The windows can be closed, but it is best to keep them open and just minimized or left up, but behind other windows. NOTE: The following sections are NOT relevant to normal Sunday morning work flow. They are included for upgrades or advance trouble shooting.
The rtpMIDI driver is a network MIDI-driver for Windows 7 up to Windows 10. It can be installed and used on both 32bit and 64bit systems.
Every Apple-computer based on OS X since “Tiger” (10.4) includes a network-MIDI driver as a standard system-component. You find the configuration of this driver when using spotlight-search for “Audio-MIDI-Setup”.
The rtpMIDI-driver is compatible to the driver contained in OS X. So you can interface your Windows PC with your Macs in the studio.
Apple has now also implemented network MIDI as part of their Core-MIDI services for iOS 4.2 as well. So you can now do WiFi-MIDI between your iPhone, iPod Touch & iPad and a Windows PC using this driver!
rtpMIDI is implemented as a Windows service. Therefore it is automatically starts up as soon as the system boots up. The graphical interface that you can open to configure your network-MIDI-ports just communicates with the service. So even if you close down the graphical interface, your ports will still continue to be available.
For installation of rtpMIDI, just double-click the rtpMIDI_xxx.msi file.
If your system does not include the Apple Bonjour component (which is installed by default when installing applications like iTunes), the installer will detect this and suggest to visit the Apple-download-page for Bonjour.

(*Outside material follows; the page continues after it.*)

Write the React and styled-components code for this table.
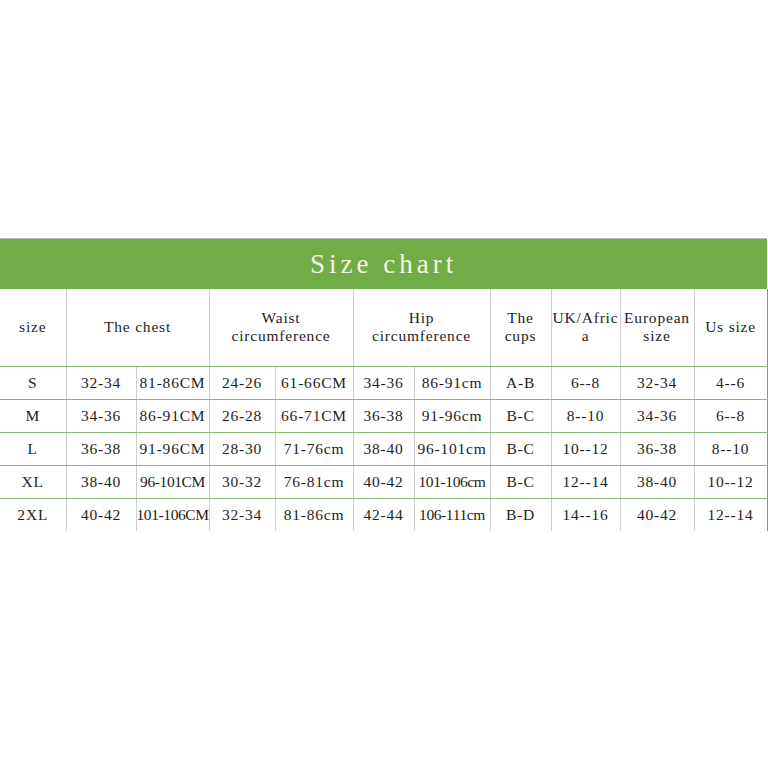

If the installer indicates the abscence of Bonjour, resume installation only after you have downloaded and installed Bonjour.
The role of Bonjour on either Apple or Windows PCs is its use for the so-called “Zero-Config”.
With Bonjour, applications can find specific services on the local network without having a central DNS-server. Almost all applications doing networking on OS X use this for painless plug & play configuration.
Some people have previously disabled Bonjour since they did not use the Zero-config functionality on their PCs. It is important to reactivate this to use rtpMIDI – otherwise the driver cannot announce its activated ports on the network and can also not find its potential peers!
After the default-installation you will find the icon to the configuration of rtpMIDI on your desktop.
When you start this configuration, you will find a config-screen that closely resembles the one in OS X. So if you are familiar with network-MIDI setup on a Mac, you will find your way without any further hints 😉
On the configuration panel you find the section “My Sessions” on the top left side. Here you can add and remove new MIDI-ports with the “+” and “-” buttons:
After you have added a port, you can override the default names that have been assigned by the driver in the field “Session” on the right side of the configuration-dialog.
The “local Name” is the name that your newly created port will be visible as in your DAW-applications. The “Bonjour-Name” is the name that other peers on the network will find:
After you have completed the desired naming of your midi-port, you can activate it by either marking the checkbox at the top of the “Session”-section, or the appropriate checkbox in the “My Sessions” section:
At this point, the local MIDI-port has been created and the service has been announced on the network for other peers to be found.
In the section “Directory” on the left side of the dialog, you find other peers in your LAN. If you select one of those peers and press the “connect”-button, this peer will be connected to the Session that you have selected in “My Sessions”:
The peer should show up under “Participants”. You are now ready to transfer MIDI-commands between your two connected PCs or Macs…
If you have connected a remote peer to your session, rtpMIDI will try to re-establish the connection every time you boot up your computer, so you don’t have to connect every single time you want to use this connection.
It can also happen that “the other side” is initiating the connection. In this case, the participant will just appear in the participant-list of the corresponding session.
You can manually disconnect every participant of your session by pressing the “disconnect”-button below the participant-list:
Thats pretty much all you need to know to successfully work with rtpMIDI.